-- Data entries start --

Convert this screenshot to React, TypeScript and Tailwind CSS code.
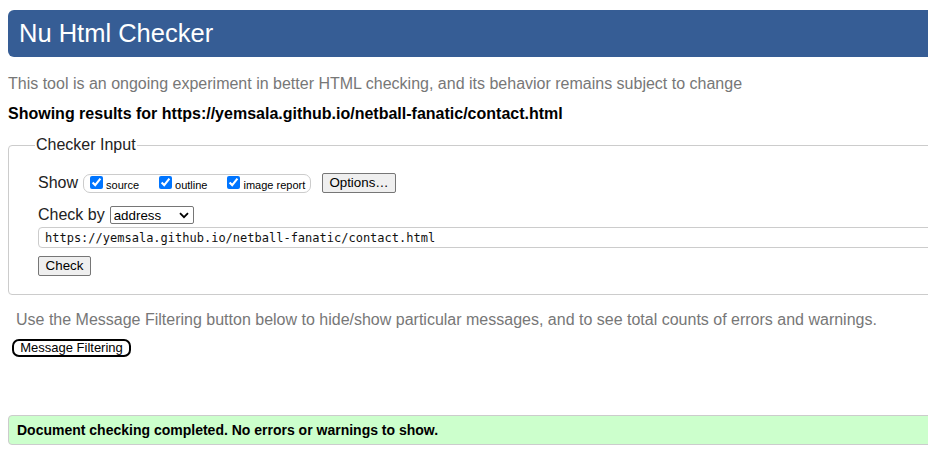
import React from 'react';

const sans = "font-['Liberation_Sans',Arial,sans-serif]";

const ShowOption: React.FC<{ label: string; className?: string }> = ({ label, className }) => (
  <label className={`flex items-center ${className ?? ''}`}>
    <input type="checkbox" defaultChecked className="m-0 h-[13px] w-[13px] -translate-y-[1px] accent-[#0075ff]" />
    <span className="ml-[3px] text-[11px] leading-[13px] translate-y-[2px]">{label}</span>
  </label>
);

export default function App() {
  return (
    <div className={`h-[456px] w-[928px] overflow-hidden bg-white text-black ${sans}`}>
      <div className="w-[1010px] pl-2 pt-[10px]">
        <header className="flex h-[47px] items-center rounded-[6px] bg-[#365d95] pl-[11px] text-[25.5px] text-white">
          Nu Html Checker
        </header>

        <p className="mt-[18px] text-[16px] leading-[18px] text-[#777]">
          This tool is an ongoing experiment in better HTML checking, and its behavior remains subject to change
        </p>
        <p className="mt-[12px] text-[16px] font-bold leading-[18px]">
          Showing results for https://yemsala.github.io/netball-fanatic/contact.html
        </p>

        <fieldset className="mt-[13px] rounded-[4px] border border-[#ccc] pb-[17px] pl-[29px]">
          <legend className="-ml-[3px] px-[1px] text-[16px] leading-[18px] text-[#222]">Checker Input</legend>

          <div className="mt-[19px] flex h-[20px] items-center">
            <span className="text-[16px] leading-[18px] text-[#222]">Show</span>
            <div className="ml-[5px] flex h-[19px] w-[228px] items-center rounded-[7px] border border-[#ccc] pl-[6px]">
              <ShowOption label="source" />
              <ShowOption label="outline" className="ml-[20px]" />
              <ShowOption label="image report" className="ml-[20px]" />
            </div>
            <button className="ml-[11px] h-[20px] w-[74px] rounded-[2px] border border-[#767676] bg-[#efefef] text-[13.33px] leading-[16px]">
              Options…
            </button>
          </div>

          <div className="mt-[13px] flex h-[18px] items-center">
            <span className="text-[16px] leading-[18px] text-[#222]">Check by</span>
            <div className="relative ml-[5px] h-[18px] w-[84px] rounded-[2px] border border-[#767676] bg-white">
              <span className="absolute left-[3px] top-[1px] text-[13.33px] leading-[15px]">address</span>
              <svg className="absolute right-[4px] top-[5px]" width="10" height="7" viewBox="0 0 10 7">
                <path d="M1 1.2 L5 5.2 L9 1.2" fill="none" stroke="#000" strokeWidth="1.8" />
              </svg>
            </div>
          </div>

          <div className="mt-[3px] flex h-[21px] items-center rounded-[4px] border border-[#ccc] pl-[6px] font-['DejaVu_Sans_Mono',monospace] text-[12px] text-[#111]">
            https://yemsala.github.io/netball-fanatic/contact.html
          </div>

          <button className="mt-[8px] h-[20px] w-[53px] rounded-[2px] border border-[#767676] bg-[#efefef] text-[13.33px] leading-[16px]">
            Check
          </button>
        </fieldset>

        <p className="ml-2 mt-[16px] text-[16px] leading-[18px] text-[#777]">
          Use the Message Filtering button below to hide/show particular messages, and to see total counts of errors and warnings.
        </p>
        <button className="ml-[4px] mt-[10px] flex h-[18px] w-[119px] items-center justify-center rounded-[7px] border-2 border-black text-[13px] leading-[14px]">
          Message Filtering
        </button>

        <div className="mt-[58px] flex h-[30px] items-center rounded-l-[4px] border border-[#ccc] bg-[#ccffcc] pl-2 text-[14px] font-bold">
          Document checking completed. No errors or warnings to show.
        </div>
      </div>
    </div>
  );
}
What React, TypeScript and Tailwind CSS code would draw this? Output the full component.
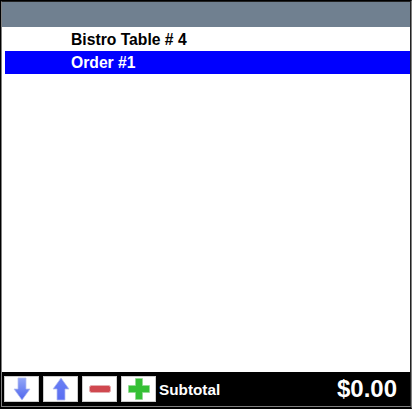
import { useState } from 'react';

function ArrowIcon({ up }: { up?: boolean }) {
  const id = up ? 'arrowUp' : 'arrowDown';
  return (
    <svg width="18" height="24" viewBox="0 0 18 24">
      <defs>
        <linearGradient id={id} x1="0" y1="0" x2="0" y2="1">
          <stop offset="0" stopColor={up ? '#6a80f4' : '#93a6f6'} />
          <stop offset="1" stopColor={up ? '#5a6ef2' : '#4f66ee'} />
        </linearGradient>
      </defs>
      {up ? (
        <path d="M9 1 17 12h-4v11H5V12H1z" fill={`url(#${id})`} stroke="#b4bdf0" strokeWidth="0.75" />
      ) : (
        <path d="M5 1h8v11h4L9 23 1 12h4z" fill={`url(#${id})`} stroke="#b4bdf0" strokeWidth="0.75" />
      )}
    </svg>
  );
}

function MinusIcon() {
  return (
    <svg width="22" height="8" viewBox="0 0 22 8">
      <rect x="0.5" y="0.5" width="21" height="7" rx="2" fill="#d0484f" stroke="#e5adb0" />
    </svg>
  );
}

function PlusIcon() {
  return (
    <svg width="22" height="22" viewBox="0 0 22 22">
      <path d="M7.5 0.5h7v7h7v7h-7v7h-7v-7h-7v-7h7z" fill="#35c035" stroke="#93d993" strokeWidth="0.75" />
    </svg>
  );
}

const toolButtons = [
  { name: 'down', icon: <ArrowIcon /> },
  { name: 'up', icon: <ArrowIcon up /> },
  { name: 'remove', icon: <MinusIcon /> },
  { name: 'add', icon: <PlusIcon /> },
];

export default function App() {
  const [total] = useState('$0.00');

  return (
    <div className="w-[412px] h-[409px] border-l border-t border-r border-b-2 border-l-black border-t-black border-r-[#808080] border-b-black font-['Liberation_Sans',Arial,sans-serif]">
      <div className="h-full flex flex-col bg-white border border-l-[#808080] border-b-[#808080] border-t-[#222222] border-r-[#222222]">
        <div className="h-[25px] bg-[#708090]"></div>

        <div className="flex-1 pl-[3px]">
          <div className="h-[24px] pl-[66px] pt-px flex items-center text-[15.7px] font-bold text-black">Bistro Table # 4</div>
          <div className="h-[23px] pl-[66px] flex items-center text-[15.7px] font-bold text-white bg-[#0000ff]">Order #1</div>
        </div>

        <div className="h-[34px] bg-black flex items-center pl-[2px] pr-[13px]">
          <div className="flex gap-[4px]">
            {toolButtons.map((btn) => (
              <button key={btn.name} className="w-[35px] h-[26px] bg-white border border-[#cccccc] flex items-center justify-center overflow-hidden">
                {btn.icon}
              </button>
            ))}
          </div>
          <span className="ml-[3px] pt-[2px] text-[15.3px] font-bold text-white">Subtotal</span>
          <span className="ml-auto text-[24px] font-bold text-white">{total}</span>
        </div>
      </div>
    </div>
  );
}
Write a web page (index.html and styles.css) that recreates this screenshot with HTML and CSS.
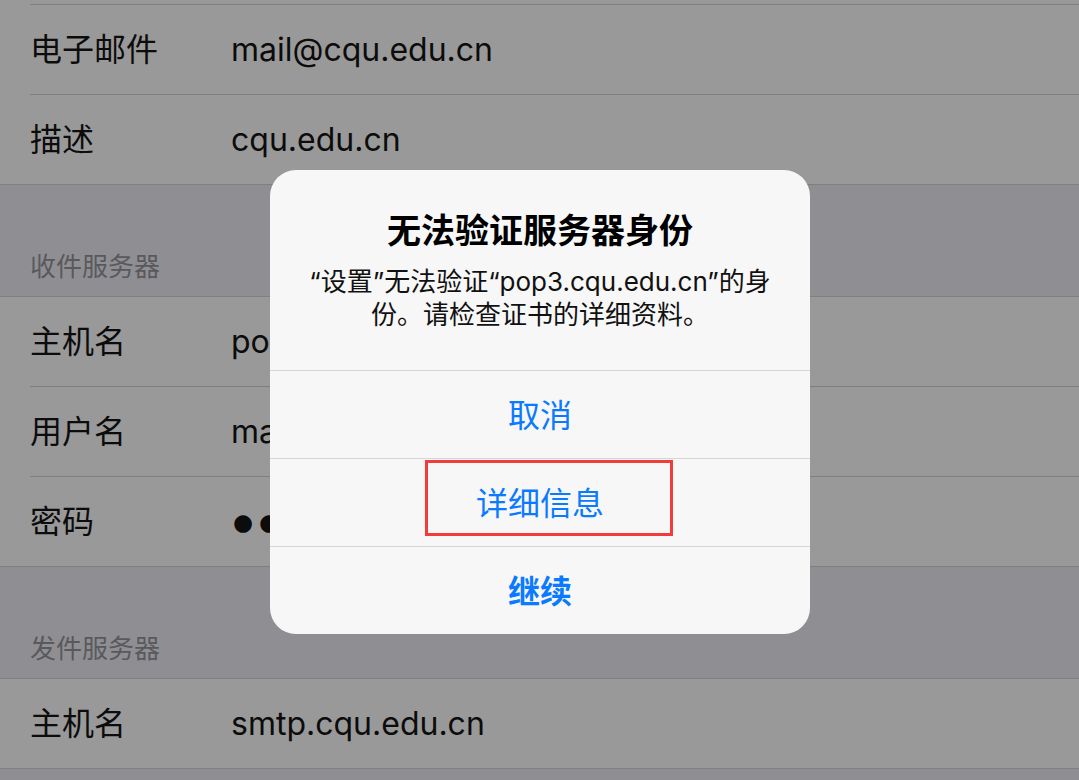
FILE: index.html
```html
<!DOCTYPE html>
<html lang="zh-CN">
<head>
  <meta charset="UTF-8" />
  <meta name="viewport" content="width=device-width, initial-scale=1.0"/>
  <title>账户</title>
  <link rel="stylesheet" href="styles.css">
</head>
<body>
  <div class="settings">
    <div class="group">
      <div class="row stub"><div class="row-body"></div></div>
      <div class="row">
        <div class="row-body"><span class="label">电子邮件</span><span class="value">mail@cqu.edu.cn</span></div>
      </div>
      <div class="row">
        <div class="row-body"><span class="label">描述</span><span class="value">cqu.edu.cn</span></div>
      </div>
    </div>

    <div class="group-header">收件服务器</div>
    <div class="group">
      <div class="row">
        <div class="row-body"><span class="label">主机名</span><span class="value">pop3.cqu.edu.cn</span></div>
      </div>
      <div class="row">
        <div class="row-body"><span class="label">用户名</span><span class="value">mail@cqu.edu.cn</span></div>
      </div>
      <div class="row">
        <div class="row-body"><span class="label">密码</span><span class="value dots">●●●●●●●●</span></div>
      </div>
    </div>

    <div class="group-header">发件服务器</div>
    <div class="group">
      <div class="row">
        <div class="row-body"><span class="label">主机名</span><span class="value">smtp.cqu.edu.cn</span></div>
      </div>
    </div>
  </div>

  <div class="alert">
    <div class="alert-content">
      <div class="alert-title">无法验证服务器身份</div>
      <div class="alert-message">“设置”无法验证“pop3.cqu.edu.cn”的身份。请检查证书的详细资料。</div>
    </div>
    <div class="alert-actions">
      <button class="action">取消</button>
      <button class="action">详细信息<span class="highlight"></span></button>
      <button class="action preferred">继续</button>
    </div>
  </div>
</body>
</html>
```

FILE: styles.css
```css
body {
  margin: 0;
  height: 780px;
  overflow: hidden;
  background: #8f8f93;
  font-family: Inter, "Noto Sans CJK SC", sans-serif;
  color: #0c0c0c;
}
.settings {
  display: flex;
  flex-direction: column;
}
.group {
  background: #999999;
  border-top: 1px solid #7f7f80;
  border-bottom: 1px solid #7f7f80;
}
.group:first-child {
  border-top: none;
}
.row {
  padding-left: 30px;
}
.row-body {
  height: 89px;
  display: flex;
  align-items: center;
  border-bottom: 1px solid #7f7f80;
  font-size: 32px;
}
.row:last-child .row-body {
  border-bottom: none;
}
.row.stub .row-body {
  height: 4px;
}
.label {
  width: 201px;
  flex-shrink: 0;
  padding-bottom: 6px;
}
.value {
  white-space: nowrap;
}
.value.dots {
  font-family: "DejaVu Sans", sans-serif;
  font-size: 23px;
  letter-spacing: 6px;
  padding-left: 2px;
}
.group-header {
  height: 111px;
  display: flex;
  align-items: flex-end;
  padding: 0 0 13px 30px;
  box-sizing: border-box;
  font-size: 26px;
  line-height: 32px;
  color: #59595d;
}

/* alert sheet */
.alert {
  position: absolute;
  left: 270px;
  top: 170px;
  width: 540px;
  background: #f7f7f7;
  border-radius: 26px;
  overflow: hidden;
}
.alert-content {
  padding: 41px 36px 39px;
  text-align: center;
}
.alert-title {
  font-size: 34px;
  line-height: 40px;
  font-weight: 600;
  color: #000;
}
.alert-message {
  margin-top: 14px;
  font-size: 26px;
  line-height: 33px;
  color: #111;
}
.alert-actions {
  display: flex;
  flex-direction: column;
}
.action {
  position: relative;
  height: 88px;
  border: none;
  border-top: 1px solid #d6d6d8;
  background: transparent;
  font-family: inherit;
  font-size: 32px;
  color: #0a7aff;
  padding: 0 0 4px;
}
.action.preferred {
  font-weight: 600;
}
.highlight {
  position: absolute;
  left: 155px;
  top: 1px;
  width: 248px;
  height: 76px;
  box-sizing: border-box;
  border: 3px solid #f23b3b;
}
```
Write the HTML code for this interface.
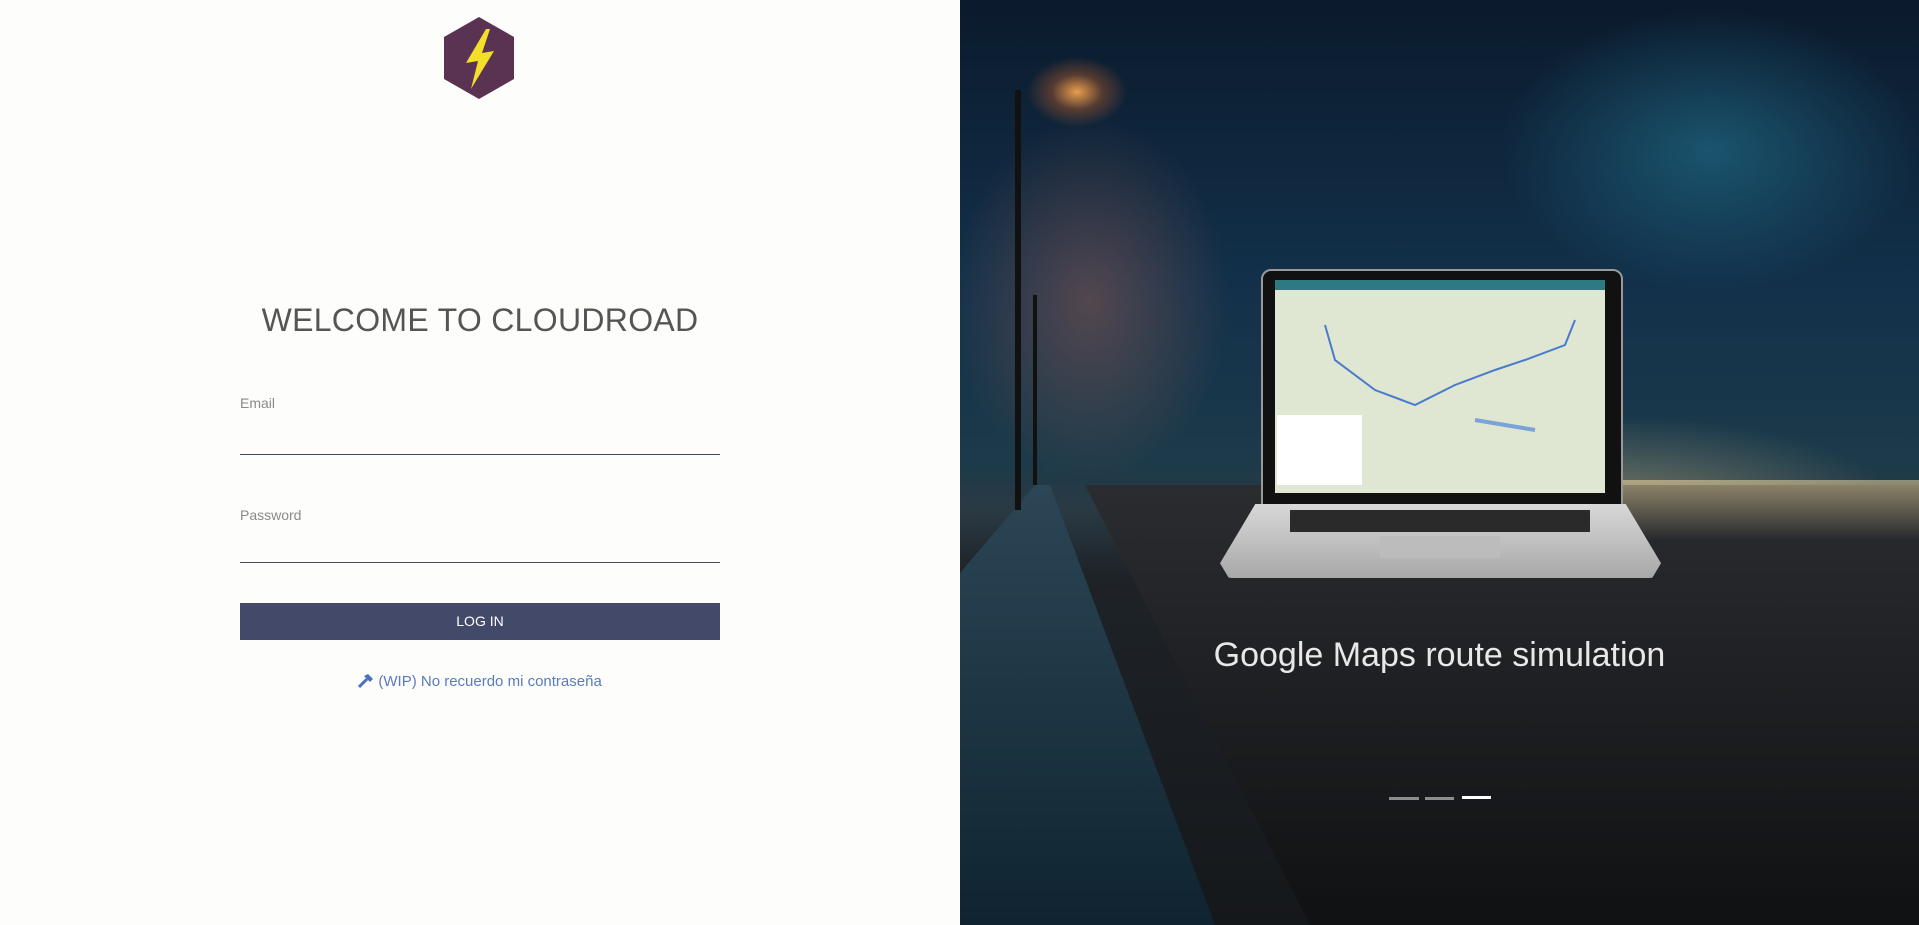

-- Data entries end --

| What to produce |
Extract every line containing the string "Tailwind" from the material.

| Response to the task |
Convert this screenshot to React, TypeScript and Tailwind CSS code.
What React, TypeScript and Tailwind CSS code would draw this? Output the full component.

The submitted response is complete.